Because we conclude that Ellakkany has failed to show that he has a reasonable probability of success on the merits of his case, we recommend that his motion for a temporary restraining order and a preliminary junction be denied.
First, Ellakkany's claims against both the District Attorney's Office of Montgomery County and the Court of Common Pleas of Montgomery County cannot succeed on the merits because both of these entities would not be considered separate from the municipality [of Montgomery County] and, therefore, such claims would be more appropriately brought against the County itself. See Briggs v. Moore, 251 Fed. Appx. 77, 79 (3d Cir. 2007); see also Thompson v. Police Dept. of Philadelphia, 2011 WL 4835831, at *2 (E.D. Pa. Oct. 12, 2011) (noting that "[t]he United States Court of Appeal[s] for the Third Circuit has long held that local prosecutorial offices are not legal entities separate from the local governments of which they are a part").
Second, Ellakkany's claims against Marino, Coonahan, Judge Rossanese, and Judge Furber cannot succeed on the merits due to the doctrines of judicial and prosecutorial immunity. As previously stated, Ellakkany seeks monetary, injunctive, and declaratory relief against all of the defendants. For the reasons set forth below, however, we believe that his request for each type of relief should be denied.
Under the doctrine of judicial immunity, it has long been recognized that "judges are immune from suit under section 1983 for monetary damages arising from their judicial acts." Gallas v. Supreme Court of Pa., 211 F.3d 760, 768 (3d Cir. 2000) (citing Mireles v.
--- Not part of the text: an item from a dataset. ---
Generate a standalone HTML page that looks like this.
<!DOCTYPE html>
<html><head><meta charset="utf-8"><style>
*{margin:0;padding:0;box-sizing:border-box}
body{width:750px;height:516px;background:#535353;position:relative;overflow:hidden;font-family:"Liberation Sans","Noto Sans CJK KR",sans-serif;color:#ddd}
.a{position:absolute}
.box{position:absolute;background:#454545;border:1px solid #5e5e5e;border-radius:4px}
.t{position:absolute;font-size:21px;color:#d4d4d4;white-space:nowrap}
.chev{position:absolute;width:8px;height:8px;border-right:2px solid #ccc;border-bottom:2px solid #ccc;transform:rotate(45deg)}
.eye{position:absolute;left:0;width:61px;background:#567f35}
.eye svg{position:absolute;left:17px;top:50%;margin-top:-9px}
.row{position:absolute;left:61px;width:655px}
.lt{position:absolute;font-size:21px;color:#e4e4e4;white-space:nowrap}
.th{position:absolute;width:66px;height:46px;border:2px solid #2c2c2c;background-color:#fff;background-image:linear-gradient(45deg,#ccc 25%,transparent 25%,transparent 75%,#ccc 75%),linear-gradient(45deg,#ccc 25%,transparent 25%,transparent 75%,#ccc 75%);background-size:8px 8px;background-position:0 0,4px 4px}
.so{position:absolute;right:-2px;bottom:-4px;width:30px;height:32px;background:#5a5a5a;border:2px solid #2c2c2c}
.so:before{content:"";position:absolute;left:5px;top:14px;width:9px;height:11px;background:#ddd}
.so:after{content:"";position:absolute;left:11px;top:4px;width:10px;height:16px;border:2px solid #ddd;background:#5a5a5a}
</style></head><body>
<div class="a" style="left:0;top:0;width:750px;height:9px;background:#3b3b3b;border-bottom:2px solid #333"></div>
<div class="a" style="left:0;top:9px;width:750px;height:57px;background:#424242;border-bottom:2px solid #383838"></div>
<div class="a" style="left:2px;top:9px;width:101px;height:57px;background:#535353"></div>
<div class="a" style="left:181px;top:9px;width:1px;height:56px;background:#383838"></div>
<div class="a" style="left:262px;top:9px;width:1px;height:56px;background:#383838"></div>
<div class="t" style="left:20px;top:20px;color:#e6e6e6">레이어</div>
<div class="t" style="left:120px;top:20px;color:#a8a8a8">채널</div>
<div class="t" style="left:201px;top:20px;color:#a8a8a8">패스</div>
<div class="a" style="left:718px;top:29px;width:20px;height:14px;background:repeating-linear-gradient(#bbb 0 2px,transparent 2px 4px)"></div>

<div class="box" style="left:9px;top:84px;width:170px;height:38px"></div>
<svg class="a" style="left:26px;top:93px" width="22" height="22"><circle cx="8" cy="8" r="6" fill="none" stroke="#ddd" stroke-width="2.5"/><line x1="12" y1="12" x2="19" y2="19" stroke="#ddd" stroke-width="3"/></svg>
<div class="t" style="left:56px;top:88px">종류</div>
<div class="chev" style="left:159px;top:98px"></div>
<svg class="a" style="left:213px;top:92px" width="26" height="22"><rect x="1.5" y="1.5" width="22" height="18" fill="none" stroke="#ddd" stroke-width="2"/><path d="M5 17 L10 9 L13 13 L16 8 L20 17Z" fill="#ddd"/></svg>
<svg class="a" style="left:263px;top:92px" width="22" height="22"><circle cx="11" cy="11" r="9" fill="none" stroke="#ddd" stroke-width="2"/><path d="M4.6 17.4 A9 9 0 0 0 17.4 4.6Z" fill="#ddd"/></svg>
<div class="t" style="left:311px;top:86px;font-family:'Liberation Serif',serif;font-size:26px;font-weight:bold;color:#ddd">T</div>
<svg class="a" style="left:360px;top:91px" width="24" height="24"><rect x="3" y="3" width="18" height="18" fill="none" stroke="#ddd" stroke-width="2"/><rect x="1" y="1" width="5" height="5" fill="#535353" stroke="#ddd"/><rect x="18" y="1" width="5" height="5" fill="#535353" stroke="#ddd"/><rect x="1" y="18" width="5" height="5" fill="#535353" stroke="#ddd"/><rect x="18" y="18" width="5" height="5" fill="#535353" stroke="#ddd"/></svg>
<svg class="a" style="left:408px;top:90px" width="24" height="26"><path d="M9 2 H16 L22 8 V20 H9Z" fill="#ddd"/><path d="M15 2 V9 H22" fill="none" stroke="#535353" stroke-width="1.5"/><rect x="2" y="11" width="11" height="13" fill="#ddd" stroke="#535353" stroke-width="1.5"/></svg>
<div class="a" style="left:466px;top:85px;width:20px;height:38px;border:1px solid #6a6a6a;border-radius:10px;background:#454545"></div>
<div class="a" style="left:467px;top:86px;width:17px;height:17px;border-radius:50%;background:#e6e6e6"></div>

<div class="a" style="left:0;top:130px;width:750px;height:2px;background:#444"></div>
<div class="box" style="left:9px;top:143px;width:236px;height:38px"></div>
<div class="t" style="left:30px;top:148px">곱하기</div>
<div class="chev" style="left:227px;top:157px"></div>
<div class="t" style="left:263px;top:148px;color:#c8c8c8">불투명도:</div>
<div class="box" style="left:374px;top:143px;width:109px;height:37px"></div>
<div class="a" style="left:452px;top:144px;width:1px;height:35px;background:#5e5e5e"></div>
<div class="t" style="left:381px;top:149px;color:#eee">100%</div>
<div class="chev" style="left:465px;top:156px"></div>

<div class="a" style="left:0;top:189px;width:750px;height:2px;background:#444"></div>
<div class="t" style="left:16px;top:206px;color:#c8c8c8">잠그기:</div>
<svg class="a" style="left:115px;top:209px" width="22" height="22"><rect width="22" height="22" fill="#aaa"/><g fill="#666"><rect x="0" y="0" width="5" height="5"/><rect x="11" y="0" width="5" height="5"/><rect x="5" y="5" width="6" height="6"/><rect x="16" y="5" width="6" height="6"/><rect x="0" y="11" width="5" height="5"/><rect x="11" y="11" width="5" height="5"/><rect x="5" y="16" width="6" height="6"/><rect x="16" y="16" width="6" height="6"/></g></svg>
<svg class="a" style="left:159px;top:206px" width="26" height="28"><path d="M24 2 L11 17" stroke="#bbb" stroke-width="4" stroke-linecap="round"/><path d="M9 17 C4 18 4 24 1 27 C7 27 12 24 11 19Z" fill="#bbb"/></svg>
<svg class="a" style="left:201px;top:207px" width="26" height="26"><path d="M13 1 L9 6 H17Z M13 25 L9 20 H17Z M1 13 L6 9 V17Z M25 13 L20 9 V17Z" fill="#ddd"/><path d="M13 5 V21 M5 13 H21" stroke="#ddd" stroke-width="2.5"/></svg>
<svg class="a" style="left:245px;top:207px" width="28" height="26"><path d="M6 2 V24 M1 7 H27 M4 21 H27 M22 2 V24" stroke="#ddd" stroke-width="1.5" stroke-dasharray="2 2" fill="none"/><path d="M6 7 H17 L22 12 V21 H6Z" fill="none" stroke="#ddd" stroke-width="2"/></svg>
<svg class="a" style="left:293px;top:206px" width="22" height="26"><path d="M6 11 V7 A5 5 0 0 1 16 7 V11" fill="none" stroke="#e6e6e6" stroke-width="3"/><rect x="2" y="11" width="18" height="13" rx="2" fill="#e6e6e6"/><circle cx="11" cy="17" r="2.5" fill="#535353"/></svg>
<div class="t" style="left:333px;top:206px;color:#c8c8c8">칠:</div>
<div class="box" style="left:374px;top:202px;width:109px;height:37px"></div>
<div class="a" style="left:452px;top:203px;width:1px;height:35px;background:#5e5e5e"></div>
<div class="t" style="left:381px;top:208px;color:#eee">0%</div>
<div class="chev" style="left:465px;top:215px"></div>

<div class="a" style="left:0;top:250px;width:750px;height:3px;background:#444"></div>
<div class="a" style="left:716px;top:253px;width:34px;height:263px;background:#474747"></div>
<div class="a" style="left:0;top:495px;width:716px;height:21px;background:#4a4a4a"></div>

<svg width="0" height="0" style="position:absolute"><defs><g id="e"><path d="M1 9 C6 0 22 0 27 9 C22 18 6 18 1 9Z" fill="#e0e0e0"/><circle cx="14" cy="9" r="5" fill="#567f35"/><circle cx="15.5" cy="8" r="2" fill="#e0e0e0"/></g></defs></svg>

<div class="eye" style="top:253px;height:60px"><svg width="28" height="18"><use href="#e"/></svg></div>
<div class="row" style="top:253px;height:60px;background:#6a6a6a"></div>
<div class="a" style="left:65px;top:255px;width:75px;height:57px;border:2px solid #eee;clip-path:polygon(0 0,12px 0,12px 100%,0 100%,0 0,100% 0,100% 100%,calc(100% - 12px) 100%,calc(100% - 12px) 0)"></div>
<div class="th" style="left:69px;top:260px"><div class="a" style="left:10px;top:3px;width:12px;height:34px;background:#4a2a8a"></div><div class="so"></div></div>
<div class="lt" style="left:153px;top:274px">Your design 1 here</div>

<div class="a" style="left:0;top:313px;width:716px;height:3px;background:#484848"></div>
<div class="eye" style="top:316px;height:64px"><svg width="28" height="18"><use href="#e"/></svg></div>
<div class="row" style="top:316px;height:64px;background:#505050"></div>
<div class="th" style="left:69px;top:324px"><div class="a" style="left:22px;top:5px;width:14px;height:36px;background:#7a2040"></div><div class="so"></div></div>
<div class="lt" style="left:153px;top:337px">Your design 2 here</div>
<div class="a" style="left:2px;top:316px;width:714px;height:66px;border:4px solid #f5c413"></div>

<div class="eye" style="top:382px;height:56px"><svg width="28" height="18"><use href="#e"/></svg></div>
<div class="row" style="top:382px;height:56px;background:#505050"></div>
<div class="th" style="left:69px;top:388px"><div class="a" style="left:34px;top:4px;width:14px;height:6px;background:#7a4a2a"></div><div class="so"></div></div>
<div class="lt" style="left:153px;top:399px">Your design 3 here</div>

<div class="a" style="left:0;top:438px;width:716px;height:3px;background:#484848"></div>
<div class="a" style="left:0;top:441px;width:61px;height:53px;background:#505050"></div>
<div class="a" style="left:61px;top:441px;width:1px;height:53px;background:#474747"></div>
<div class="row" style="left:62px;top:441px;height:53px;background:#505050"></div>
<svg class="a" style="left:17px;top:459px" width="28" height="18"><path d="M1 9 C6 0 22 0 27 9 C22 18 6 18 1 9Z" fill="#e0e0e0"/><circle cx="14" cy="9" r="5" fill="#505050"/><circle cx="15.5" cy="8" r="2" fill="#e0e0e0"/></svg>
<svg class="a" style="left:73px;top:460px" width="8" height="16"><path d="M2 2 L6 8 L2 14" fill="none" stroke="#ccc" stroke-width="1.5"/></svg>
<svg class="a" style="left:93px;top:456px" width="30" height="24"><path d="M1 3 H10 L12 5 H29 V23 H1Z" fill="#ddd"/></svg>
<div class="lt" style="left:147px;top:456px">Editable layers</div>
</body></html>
Waco, 502 U.S. 9, 9 (1991). The doctrine of absolute immunity, which was-"solidly established at common law"-applies-"even when the judge is accused of acting maliciously or corruptly"- because the public's interest dictates that "judges should be at liberty to exercise their functions with independence and without feat of consequences." Pierson v. Ray, 386 U.S. 547, 553-54 (1967).
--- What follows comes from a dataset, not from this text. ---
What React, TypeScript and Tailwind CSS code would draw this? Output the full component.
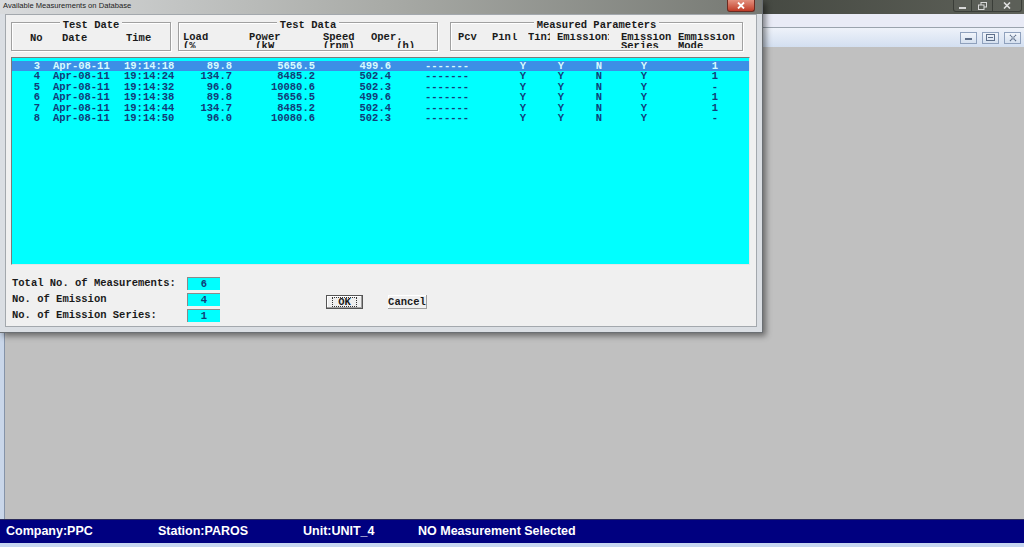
import {useState} from "react";

type Row = {
    no: number;
    date: string;
    time: string;
    load: string;
    power: string;
    oper: string;
    mode: string;
};

const rows: Row[] = [
    {no: 3, date: "Apr-08-11", time: "19:14:18", load: "89.8", power: "5656.5", oper: "499.6", mode: "1"},
    {no: 4, date: "Apr-08-11", time: "19:14:24", load: "134.7", power: "8485.2", oper: "502.4", mode: "1"},
    {no: 5, date: "Apr-08-11", time: "19:14:32", load: "96.0", power: "10080.6", oper: "502.3", mode: "-"},
    {no: 6, date: "Apr-08-11", time: "19:14:38", load: "89.8", power: "5656.5", oper: "499.6", mode: "1"},
    {no: 7, date: "Apr-08-11", time: "19:14:44", load: "134.7", power: "8485.2", oper: "502.4", mode: "1"},
    {no: 8, date: "Apr-08-11", time: "19:14:50", load: "96.0", power: "10080.6", oper: "502.3", mode: "-"},
];

function GroupBox({title, width, children}: { title: string; width: string; children: React.ReactNode }) {
    return (
        <div className={`${width} h-[29px] border border-[#a0a0a0] shadow-[inset_1px_1px_0_#ffffff,1px_1px_0_#ffffff]`}>
            <div className="flex justify-center -mt-[3px] h-[11px] leading-[11px]">
                <span className="bg-[#f0f0f0] px-[3px]">{title}</span>
            </div>
            {children}
        </div>
    );
}

function Dialog() {
    const [selected, setSelected] = useState(3);

    const contentRows = rows.map((r) => {
        const sel = r.no === selected;
        return (
            <div key={r.no} onClick={() => setSelected(r.no)}
                 className={sel
                     ? "flex h-[10.4px] leading-[10.4px] bg-[#3c8fe6] text-[#d6fbff]"
                     : "flex h-[10.4px] leading-[10.4px] text-[#123c78]"}>
                <span className="w-[28px] text-right">{r.no}</span>
                <span className="w-[13px]"/>
                <span className="w-[71px]">{r.date}</span>
                <span className="w-[60px]">{r.time}</span>
                <span className="w-[48px] text-right">{r.load}</span>
                <span className="w-[83px] text-right">{r.power}</span>
                <span className="w-[76px] text-right">{r.oper}</span>
                <span className="w-[34px]"/>
                <span className="w-[77px]">-------</span>
                <span className="w-[42px] text-center">Y</span>
                <span className="w-[34px] text-center">Y</span>
                <span className="w-[42px] text-center">N</span>
                <span className="w-[48px] text-center">Y</span>
                <span className="w-[22px]"/>
                <span className="w-[50px] text-center">{r.mode}</span>
            </div>
        );
    });

    return (
        <div className="absolute left-0 top-0 w-[763px] h-[333px] flex flex-col bg-[#dadee3] border-r border-b border-[#6b6f73] shadow-[3px_3px_6px_rgba(0,0,0,0.45)]">
            {/* title bar */}
            <div className="h-[14px] flex items-start bg-gradient-to-r from-[#d9dbdd] via-[#a9aba7] to-[#767973]">
                <span className="pl-[3px] pt-[1px] text-[7.6px] leading-[10px] text-[#222]">Available Measurements on Database</span>
                <div className="ml-auto mr-[7px] w-[28px] h-[12px] flex items-center justify-center rounded-b-[3px] border border-t-0 border-[#6b2a20] bg-gradient-to-b from-[#e3917f] to-[#c03a26]">
                    <svg width="8" height="7" viewBox="0 0 8 7">
                        <path d="M1 0.5 L7 6.5 M7 0.5 L1 6.5" stroke="#ffffff" strokeWidth="1.8"/>
                    </svg>
                </div>
            </div>

            {/* client area */}
            <div className="flex-1 mx-[5px] mb-[5px] bg-[#f0f0f0] border border-[#a3a8ad] font-['Liberation_Mono'] font-bold text-[10.5px] text-[#1a1a1a] whitespace-pre">
                <div className="flex pl-[5px] pt-[7px]">
                    <GroupBox title="Test Date" width="w-[160px]">
                        <div className="flex mt-[2px] h-[11px] leading-[11px] pl-[18px]">
                            <span className="w-[32px]">No</span>
                            <span className="w-[64px]">Date</span>
                            <span>Time</span>
                        </div>
                    </GroupBox>
                    <div className="w-[7px]"/>
                    <GroupBox title="Test Data" width="w-[260px]">
                        <div className="flex mt-[2px] h-[15px] overflow-hidden leading-[9px] pl-[4px]">
                            <span className="w-[66px]">{"Load\n(%"}</span>
                            <span className="w-[74px]">{"Power\n (kW"}</span>
                            <span className="w-[48px]">{"Speed\n(rpm)"}</span>
                            <span>{"Oper.\n    (h)"}</span>
                        </div>
                    </GroupBox>
                    <div className="w-[12px]"/>
                    <GroupBox title="Measured Parameters" width="w-[293px]">
                        <div className="flex mt-[2px] h-[15px] overflow-hidden leading-[9px] pl-[7px]">
                            <span className="w-[34px]">Pcv</span>
                            <span className="w-[36px]">Pinl</span>
                            <span className="w-[29px]"><span className="block w-[22px] overflow-hidden">Tin1</span></span>
                            <span className="w-[64px]"><span className="block w-[52px] overflow-hidden">Emission1</span></span>
                            <span className="w-[57px]">{"Emission\nSeries"}</span>
                            <span>{"Emmission\nMode"}</span>
                        </div>
                    </GroupBox>
                </div>

                {/* list */}
                <div className="ml-[5px] mt-[6px] w-[739px] h-[208px] bg-[#00ffff] border-t border-l border-[#7a7a7a] border-r border-b border-r-[#e6e6e6] border-b-[#e6e6e6] pt-[3px]">
                    {contentRows}
                </div>

                {/* totals + buttons */}
                <div className="flex mt-[12px] pl-[6px]">
                    <div className="flex flex-col gap-[3px]">
                        <div className="flex items-center h-[13px]">
                            <span className="w-[175px]">Total No. of Measurements:</span>
                            <span className="w-[33px] h-[13px] bg-[#00ffff] border-t border-l border-[#8a8a8a] text-center leading-[12px] text-[#123c78]">6</span>
                        </div>
                        <div className="flex items-center h-[13px]">
                            <span className="w-[175px]">No. of Emission</span>
                            <span className="w-[33px] h-[13px] bg-[#00ffff] border-t border-l border-[#8a8a8a] text-center leading-[12px] text-[#123c78]">4</span>
                        </div>
                        <div className="flex items-center h-[13px]">
                            <span className="w-[175px]">No. of Emission Series:</span>
                            <span className="w-[33px] h-[13px] bg-[#00ffff] border-t border-l border-[#8a8a8a] text-center leading-[12px] text-[#123c78]">1</span>
                        </div>
                    </div>
                    <div className="flex items-start mt-[18px] ml-[106px]">
                        <button className="w-[37px] h-[14px] flex items-center justify-center border border-[#555555] bg-[#efefef] shadow-[inset_-1px_-1px_0_#a0a0a0,inset_1px_1px_0_#ffffff]">
                            <span className="border border-dotted border-[#333333] px-[5px] leading-[8px]">OK</span>
                        </button>
                        <button className="ml-[25px] w-[39px] h-[14px] flex items-center justify-center bg-[#f0f0f0] border-r border-b border-[#a0a0a0] shadow-[inset_1px_1px_0_#ffffff] leading-[10px]">
                            Cancel
                        </button>
                    </div>
                </div>
            </div>
        </div>
    );
}

function App() {
    return (
        <div className="relative w-[1024px] h-[547px] overflow-hidden bg-[#c0c0c0] font-['Liberation_Sans']">
            <div className="flex flex-col h-full">
                {/* main window caption */}
                <div className="h-[14px] flex justify-end bg-gradient-to-r from-[#55594f] via-[#30342e] to-[#5e6159]">
                    <div className="flex mr-[2px]">
                        <div className="w-[19px] h-[12px] flex items-center justify-center rounded-bl-[3px] border border-t-0 border-[#3a3d38] bg-[#5b5f58]/60">
                            <svg width="7" height="6" viewBox="0 0 7 6"><rect x="0" y="4" width="7" height="2" fill="#d8d8d8"/></svg>
                        </div>
                        <div className="w-[20px] h-[12px] flex items-center justify-center border-b border-[#3a3d38] bg-[#5b5f58]/60">
                            <svg width="9" height="8" viewBox="0 0 9 8">
                                <rect x="3" y="0.5" width="5.5" height="4.5" fill="none" stroke="#d8d8d8"/>
                                <rect x="0.5" y="3" width="5.5" height="4.5" fill="#5b5f58" stroke="#d8d8d8"/>
                            </svg>
                        </div>
                        <div className="w-[30px] h-[12px] flex items-center justify-center rounded-br-[3px] border border-t-0 border-[#3a3d38] bg-[#5b5f58]/60">
                            <svg width="8" height="7" viewBox="0 0 8 7"><path d="M1 0.5 L7 6.5 M7 0.5 L1 6.5" stroke="#e0e0e0" strokeWidth="1.6"/></svg>
                        </div>
                    </div>
                </div>
                {/* menu strip */}
                <div className="h-[14px] bg-[#e9ebf6] border-b border-[#9aa3ad]"/>
                {/* MDI child bar */}
                <div className="h-[19px] flex items-center justify-end gap-[5px] pr-[3px] bg-gradient-to-b from-[#eef2fa] to-[#d3dff0]">
                    <div className="w-[17px] h-[12px] flex items-center justify-center border border-[#8fa1bd] bg-gradient-to-b from-[#f1f5fb] to-[#d5e0ef]">
                        <svg width="7" height="6" viewBox="0 0 7 6"><rect x="0" y="3" width="7" height="2" fill="#5e6f8a"/></svg>
                    </div>
                    <div className="w-[17px] h-[12px] flex items-center justify-center border border-[#8fa1bd] bg-gradient-to-b from-[#f1f5fb] to-[#d5e0ef]">
                        <svg width="9" height="7" viewBox="0 0 9 7"><rect x="0.5" y="0.5" width="8" height="6" fill="none" stroke="#5e6f8a"/><rect x="2" y="3" width="5" height="1" fill="#5e6f8a"/></svg>
                    </div>
                    <div className="w-[17px] h-[12px] flex items-center justify-center border border-[#8fa1bd] bg-gradient-to-b from-[#f1f5fb] to-[#d5e0ef]">
                        <svg width="8" height="8" viewBox="0 0 8 8"><path d="M1 1 L7 7 M7 1 L1 7" stroke="#5e6f8a" strokeWidth="1.4" strokeDasharray="1.2 0.6"/></svg>
                    </div>
                </div>
                {/* workspace */}
                <div className="flex-1 flex">
                    <div className="w-[5px] bg-[#c9d6e9] border-r border-[#8593a8]"/>
                    <div className="flex-1 bg-[#c0c0c0]"/>
                </div>
                {/* status bar */}
                <div className="h-[24px] flex items-center pl-[6px] bg-[#000080] border-t border-[#2a2a5a] text-white font-bold text-[12.5px]">
                    <span className="w-[152px]">Company:PPC</span>
                    <span className="w-[145px]">Station:PAROS</span>
                    <span className="w-[115px]">Unit:UNIT_4</span>
                    <span>NO Measurement Selected</span>
                </div>
                <div className="h-[4px] bg-[#c6d6f0]"/>
            </div>
            <Dialog/>
        </div>
    );
}

export default App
It has also been recognized that "except in very limited circumstances . . . 'injunctive relief shall not be granted in an action brought against a judicial official for an act or omission taken in such officer's judicial capacity . . . unless a declaratory decree was violated or declaratory relief was unavailable.'" Rush v. Wiseman, 2010 WL 1705299, at *10 (E.D. Pa. Apr. 27, 2010) (quoting Azubuko v. Royal, 443 F.3d 302, 304 (3d Cir. 2006)). In this case, no declaratory decree has been violated, and declaratory relief is not unavailable, and, therefore, Ellakkany's claims for injunctive relief against Judge Furber and Judge Rossanese are barred by judicial immunity. While Ellakanny brings a vague claim for declaratory relief in his complaint, the nature of the declaratory relief that Ellakkany seeks is unspecified, and it seems that he is merely seeking a declaration that the defendants violated his rights and broke the law. In such a case, it cannot be said that Ellakkany is seeking declaratory relief in "the true legal sense," and, therefore, his request for declaratory relief should be denied. See Corliss v. O'Brien, 200 Fed. Appx. 80, 84-85 (3d Cir. 2006) (denying plaintiff's requests for declarations that the plaintiff's constitutional rights had been violated and that the defendant judges' conduct violated Pennsylvania penal law).
Additionally, the privilege of absolute immunity enjoyed by judges has been extended to prosecutors as well. The Supreme Court of the United States has held that "in initiating a prosecution and in presenting the State's case, the prosecutor is immune for a civil suit for damages under § 1983." Imbler v. Pachtman, 424 U.S. 409, 431 (1976). As with judicial immunity, the doctrine of prosecutorial immunity applies even if the prosecutor is alleged to have acted maliciously because "if the prosecutor could be made to answer in court each time . . . a person charged him with wrongdoing, his energy and attention would be diverted from the pressing duty of enforcing the criminal law." Id. at 425. Responding to critics of the doctrine of absolute prosecutorial immunity, the Court has noted that the public is not entirely without recourse against wrongdoing prosecutors, suggesting that prosecutors, like judges, "could be punished criminally for willful deprivations of constitutional rights" and additionally are "amenab[le] to professional discipline by an association of [their] peers." See id. at 428-29. Thus, given the doctrine of absolute prosecutorial immunity, we conclude that Ellakkany's claims against prosecutors Marino and Coonahan also fail to state a claim upon which relief can be granted. IV. Recommendation.
Accordingly, for the foregoing reasons, IT IS RECOMMENDED that Ellakkany's motion (Doc. 18) for a temporary restraining order and preliminary injunction be DENIED.
The Parties are further placed on notice that pursuant to Local Rule 72.3:
Any party may object to a magistrate judge's proposed findings, recommendations or report addressing a motion or matter described in 28 U.S.C. § 636 (b)(1)(B) or making a recommendation for the disposition of a prisoner case or a habeas corpus petition within fourteen (14) days after being served with a copy thereof. Such party
shall file with the clerk of court, and serve on the magistrate judge and all parties, written objections which shall specifically identify the portions of the proposed findings, recommendations or report to which objection is made and the basis for such objections. The briefing requirements set forth in Local Rule 72.2 shall apply. A judge shall make a de novo determination of those portions of the report or specified proposed findings or recommendations to which objection is made and may accept, reject, or modify, in whole or in part, the findings or recommendations made by the magistrate judge. The judge, however, need conduct a new hearing only in his or her discretion or where required by law, and may consider the record developed before the magistrate judge, making his or her own determination on the basis of that record. The judge may also receive further evidence, recall witnesses or recommit the matter to the magistrate judge with instructions.
Submitted this 27th day of January 2016.